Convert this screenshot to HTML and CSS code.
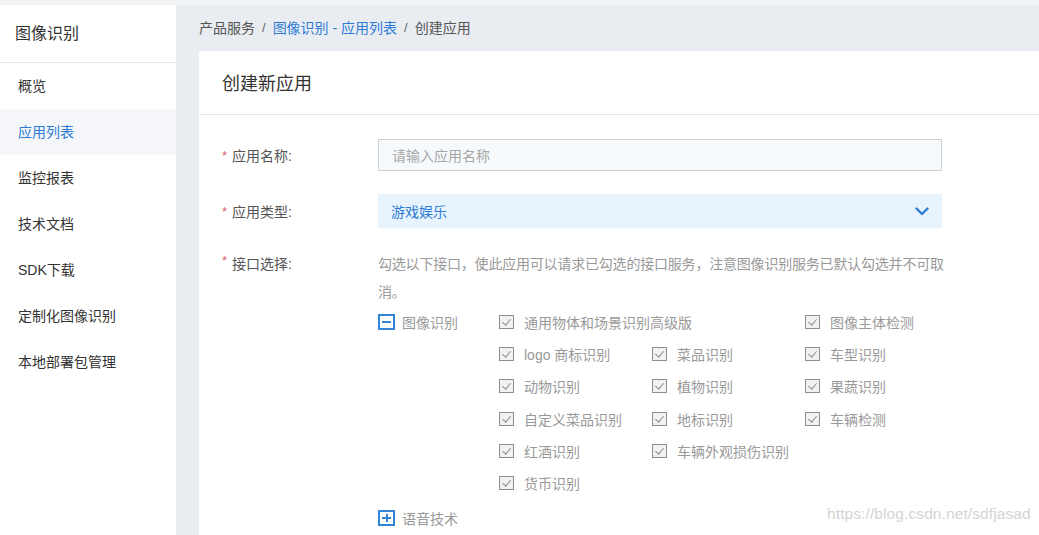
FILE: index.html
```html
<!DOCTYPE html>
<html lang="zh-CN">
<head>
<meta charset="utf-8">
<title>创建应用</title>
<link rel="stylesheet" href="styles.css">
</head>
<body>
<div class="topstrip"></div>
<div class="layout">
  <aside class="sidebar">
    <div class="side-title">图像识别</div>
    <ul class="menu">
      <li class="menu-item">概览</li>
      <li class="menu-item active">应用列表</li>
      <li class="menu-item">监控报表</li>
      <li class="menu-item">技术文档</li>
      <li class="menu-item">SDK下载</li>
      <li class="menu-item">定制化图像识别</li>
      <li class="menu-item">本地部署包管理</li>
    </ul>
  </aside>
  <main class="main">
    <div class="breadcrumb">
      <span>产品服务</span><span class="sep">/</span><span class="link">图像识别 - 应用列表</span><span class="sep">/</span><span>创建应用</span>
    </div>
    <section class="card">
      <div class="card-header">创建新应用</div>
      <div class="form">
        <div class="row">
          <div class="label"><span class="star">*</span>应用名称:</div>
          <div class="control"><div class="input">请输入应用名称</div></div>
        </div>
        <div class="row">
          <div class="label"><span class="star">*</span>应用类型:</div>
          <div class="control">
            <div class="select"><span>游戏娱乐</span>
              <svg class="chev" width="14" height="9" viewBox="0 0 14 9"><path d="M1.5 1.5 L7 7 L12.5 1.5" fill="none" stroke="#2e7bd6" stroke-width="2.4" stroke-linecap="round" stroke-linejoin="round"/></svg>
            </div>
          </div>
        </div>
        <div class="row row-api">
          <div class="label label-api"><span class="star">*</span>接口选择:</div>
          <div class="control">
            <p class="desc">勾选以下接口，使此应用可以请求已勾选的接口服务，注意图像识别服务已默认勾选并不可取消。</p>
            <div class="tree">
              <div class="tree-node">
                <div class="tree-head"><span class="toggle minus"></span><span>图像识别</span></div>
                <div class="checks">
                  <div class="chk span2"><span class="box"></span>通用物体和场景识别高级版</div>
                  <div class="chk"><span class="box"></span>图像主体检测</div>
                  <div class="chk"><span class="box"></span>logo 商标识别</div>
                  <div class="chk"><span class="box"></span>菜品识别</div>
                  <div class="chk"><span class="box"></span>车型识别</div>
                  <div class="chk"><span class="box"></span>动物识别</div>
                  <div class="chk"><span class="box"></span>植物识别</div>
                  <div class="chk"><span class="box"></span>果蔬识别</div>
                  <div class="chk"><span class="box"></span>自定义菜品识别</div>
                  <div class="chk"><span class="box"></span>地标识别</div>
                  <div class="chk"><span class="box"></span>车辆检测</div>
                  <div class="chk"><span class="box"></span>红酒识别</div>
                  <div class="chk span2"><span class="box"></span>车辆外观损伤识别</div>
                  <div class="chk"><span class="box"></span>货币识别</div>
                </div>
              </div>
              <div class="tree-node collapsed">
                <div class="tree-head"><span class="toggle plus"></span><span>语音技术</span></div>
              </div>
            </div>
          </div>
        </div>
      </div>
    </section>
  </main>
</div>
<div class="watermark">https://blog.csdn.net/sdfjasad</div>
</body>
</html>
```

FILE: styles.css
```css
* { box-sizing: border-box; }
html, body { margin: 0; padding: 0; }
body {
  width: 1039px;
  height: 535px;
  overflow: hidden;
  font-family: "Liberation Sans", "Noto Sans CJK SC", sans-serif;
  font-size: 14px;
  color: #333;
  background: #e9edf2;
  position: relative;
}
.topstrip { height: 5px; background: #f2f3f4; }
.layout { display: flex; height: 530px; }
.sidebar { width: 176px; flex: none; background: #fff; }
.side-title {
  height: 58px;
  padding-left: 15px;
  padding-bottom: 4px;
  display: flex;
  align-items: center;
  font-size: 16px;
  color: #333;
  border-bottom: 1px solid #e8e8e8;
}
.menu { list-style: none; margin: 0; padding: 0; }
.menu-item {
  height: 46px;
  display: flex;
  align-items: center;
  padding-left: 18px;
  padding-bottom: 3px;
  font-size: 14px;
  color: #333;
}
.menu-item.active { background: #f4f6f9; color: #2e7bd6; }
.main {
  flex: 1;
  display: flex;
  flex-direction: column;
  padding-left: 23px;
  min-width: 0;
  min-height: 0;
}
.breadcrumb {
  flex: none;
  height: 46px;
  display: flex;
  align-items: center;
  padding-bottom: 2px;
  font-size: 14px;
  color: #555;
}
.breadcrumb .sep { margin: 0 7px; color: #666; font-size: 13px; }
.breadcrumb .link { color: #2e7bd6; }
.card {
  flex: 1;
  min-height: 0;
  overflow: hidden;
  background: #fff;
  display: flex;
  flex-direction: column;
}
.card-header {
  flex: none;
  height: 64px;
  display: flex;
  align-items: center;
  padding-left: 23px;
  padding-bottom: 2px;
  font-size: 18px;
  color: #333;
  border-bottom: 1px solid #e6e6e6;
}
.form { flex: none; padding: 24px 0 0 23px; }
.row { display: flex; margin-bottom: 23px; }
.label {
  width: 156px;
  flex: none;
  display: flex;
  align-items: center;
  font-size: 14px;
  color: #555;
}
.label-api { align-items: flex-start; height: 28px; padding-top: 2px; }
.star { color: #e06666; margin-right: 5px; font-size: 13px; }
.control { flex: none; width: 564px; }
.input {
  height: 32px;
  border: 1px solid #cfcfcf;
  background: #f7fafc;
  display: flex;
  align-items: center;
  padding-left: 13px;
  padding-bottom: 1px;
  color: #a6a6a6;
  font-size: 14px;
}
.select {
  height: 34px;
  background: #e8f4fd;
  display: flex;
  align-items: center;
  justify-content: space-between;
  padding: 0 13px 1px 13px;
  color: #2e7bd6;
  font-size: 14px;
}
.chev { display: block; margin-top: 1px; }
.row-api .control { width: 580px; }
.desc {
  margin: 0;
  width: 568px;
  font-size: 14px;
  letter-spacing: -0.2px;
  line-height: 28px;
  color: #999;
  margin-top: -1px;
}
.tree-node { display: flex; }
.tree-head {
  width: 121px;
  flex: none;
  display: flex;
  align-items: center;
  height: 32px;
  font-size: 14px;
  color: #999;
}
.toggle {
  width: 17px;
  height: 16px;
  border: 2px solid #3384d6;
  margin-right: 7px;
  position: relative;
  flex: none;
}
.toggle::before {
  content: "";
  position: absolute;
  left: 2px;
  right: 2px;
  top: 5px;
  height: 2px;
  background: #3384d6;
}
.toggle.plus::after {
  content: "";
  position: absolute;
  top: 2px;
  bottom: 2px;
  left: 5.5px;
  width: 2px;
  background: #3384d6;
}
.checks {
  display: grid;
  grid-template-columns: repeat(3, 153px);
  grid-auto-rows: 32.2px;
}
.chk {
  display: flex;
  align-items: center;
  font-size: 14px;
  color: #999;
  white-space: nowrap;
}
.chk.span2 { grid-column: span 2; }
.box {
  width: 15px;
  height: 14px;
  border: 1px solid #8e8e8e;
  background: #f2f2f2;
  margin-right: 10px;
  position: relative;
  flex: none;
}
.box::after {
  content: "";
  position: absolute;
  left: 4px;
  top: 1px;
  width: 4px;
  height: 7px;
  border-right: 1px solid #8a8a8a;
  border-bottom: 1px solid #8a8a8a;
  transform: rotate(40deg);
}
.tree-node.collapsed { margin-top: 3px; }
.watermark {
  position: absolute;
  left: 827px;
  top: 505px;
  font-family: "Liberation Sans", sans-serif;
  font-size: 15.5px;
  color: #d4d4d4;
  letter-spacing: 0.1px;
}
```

========================================

Job
Using the data above, print every line exactly, omitting pictures.

Response
Convert this screenshot to HTML and CSS code.
FILE: index.html
```html
<!DOCTYPE html>
<html lang="zh-CN">
<head>
<meta charset="utf-8">
<title>创建应用</title>
<link rel="stylesheet" href="styles.css">
</head>
<body>
<div class="topstrip"></div>
<div class="layout">
  <aside class="sidebar">
    <div class="side-title">图像识别</div>
    <ul class="menu">
      <li class="menu-item">概览</li>
      <li class="menu-item active">应用列表</li>
      <li class="menu-item">监控报表</li>
      <li class="menu-item">技术文档</li>
      <li class="menu-item">SDK下载</li>
      <li class="menu-item">定制化图像识别</li>
      <li class="menu-item">本地部署包管理</li>
    </ul>
  </aside>
  <main class="main">
    <div class="breadcrumb">
      <span>产品服务</span><span class="sep">/</span><span class="link">图像识别 - 应用列表</span><span class="sep">/</span><span>创建应用</span>
    </div>
    <section class="card">
      <div class="card-header">创建新应用</div>
      <div class="form">
        <div class="row">
          <div class="label"><span class="star">*</span>应用名称:</div>
          <div class="control"><div class="input">请输入应用名称</div></div>
        </div>
        <div class="row">
          <div class="label"><span class="star">*</span>应用类型:</div>
          <div class="control">
            <div class="select"><span>游戏娱乐</span>
              <svg class="chev" width="14" height="9" viewBox="0 0 14 9"><path d="M1.5 1.5 L7 7 L12.5 1.5" fill="none" stroke="#2e7bd6" stroke-width="2.4" stroke-linecap="round" stroke-linejoin="round"/></svg>
            </div>
          </div>
        </div>
        <div class="row row-api">
          <div class="label label-api"><span class="star">*</span>接口选择:</div>
          <div class="control">
            <p class="desc">勾选以下接口，使此应用可以请求已勾选的接口服务，注意图像识别服务已默认勾选并不可取消。</p>
            <div class="tree">
              <div class="tree-node">
                <div class="tree-head"><span class="toggle minus"></span><span>图像识别</span></div>
                <div class="checks">
                  <div class="chk span2"><span class="box"></span>通用物体和场景识别高级版</div>
                  <div class="chk"><span class="box"></span>图像主体检测</div>
                  <div class="chk"><span class="box"></span>logo 商标识别</div>
                  <div class="chk"><span class="box"></span>菜品识别</div>
                  <div class="chk"><span class="box"></span>车型识别</div>
                  <div class="chk"><span class="box"></span>动物识别</div>
                  <div class="chk"><span class="box"></span>植物识别</div>
                  <div class="chk"><span class="box"></span>果蔬识别</div>
                  <div class="chk"><span class="box"></span>自定义菜品识别</div>
                  <div class="chk"><span class="box"></span>地标识别</div>
                  <div class="chk"><span class="box"></span>车辆检测</div>
                  <div class="chk"><span class="box"></span>红酒识别</div>
                  <div class="chk span2"><span class="box"></span>车辆外观损伤识别</div>
                  <div class="chk"><span class="box"></span>货币识别</div>
                </div>
              </div>
              <div class="tree-node collapsed">
                <div class="tree-head"><span class="toggle plus"></span><span>语音技术</span></div>
              </div>
            </div>
          </div>
        </div>
      </div>
    </section>
  </main>
</div>
<div class="watermark">https://blog.csdn.net/sdfjasad</div>
</body>
</html>
```

FILE: styles.css
```css
* { box-sizing: border-box; }
html, body { margin: 0; padding: 0; }
body {
  width: 1039px;
  height: 535px;
  overflow: hidden;
  font-family: "Liberation Sans", "Noto Sans CJK SC", sans-serif;
  font-size: 14px;
  color: #333;
  background: #e9edf2;
  position: relative;
}
.topstrip { height: 5px; background: #f2f3f4; }
.layout { display: flex; height: 530px; }
.sidebar { width: 176px; flex: none; background: #fff; }
.side-title {
  height: 58px;
  padding-left: 15px;
  padding-bottom: 4px;
  display: flex;
  align-items: center;
  font-size: 16px;
  color: #333;
  border-bottom: 1px solid #e8e8e8;
}
.menu { list-style: none; margin: 0; padding: 0; }
.menu-item {
  height: 46px;
  display: flex;
  align-items: center;
  padding-left: 18px;
  padding-bottom: 3px;
  font-size: 14px;
  color: #333;
}
.menu-item.active { background: #f4f6f9; color: #2e7bd6; }
.main {
  flex: 1;
  display: flex;
  flex-direction: column;
  padding-left: 23px;
  min-width: 0;
  min-height: 0;
}
.breadcrumb {
  flex: none;
  height: 46px;
  display: flex;
  align-items: center;
  padding-bottom: 2px;
  font-size: 14px;
  color: #555;
}
.breadcrumb .sep { margin: 0 7px; color: #666; font-size: 13px; }
.breadcrumb .link { color: #2e7bd6; }
.card {
  flex: 1;
  min-height: 0;
  overflow: hidden;
  background: #fff;
  display: flex;
  flex-direction: column;
}
.card-header {
  flex: none;
  height: 64px;
  display: flex;
  align-items: center;
  padding-left: 23px;
  padding-bottom: 2px;
  font-size: 18px;
  color: #333;
  border-bottom: 1px solid #e6e6e6;
}
.form { flex: none; padding: 24px 0 0 23px; }
.row { display: flex; margin-bottom: 23px; }
.label {
  width: 156px;
  flex: none;
  display: flex;
  align-items: center;
  font-size: 14px;
  color: #555;
}
.label-api { align-items: flex-start; height: 28px; padding-top: 2px; }
.star { color: #e06666; margin-right: 5px; font-size: 13px; }
.control { flex: none; width: 564px; }
.input {
  height: 32px;
  border: 1px solid #cfcfcf;
  background: #f7fafc;
  display: flex;
  align-items: center;
  padding-left: 13px;
  padding-bottom: 1px;
  color: #a6a6a6;
  font-size: 14px;
}
.select {
  height: 34px;
  background: #e8f4fd;
  display: flex;
  align-items: center;
  justify-content: space-between;
  padding: 0 13px 1px 13px;
  color: #2e7bd6;
  font-size: 14px;
}
.chev { display: block; margin-top: 1px; }
.row-api .control { width: 580px; }
.desc {
  margin: 0;
  width: 568px;
  font-size: 14px;
  letter-spacing: -0.2px;
  line-height: 28px;
  color: #999;
  margin-top: -1px;
}
.tree-node { display: flex; }
.tree-head {
  width: 121px;
  flex: none;
  display: flex;
  align-items: center;
  height: 32px;
  font-size: 14px;
  color: #999;
}
.toggle {
  width: 17px;
  height: 16px;
  border: 2px solid #3384d6;
  margin-right: 7px;
  position: relative;
  flex: none;
}
.toggle::before {
  content: "";
  position: absolute;
  left: 2px;
  right: 2px;
  top: 5px;
  height: 2px;
  background: #3384d6;
}
.toggle.plus::after {
  content: "";
  position: absolute;
  top: 2px;
  bottom: 2px;
  left: 5.5px;
  width: 2px;
  background: #3384d6;
}
.checks {
  display: grid;
  grid-template-columns: repeat(3, 153px);
  grid-auto-rows: 32.2px;
}
.chk {
  display: flex;
  align-items: center;
  font-size: 14px;
  color: #999;
  white-space: nowrap;
}
.chk.span2 { grid-column: span 2; }
.box {
  width: 15px;
  height: 14px;
  border: 1px solid #8e8e8e;
  background: #f2f2f2;
  margin-right: 10px;
  position: relative;
  flex: none;
}
.box::after {
  content: "";
  position: absolute;
  left: 4px;
  top: 1px;
  width: 4px;
  height: 7px;
  border-right: 1px solid #8a8a8a;
  border-bottom: 1px solid #8a8a8a;
  transform: rotate(40deg);
}
.tree-node.collapsed { margin-top: 3px; }
.watermark {
  position: absolute;
  left: 827px;
  top: 505px;
  font-family: "Liberation Sans", sans-serif;
  font-size: 15.5px;
  color: #d4d4d4;
  letter-spacing: 0.1px;
}
```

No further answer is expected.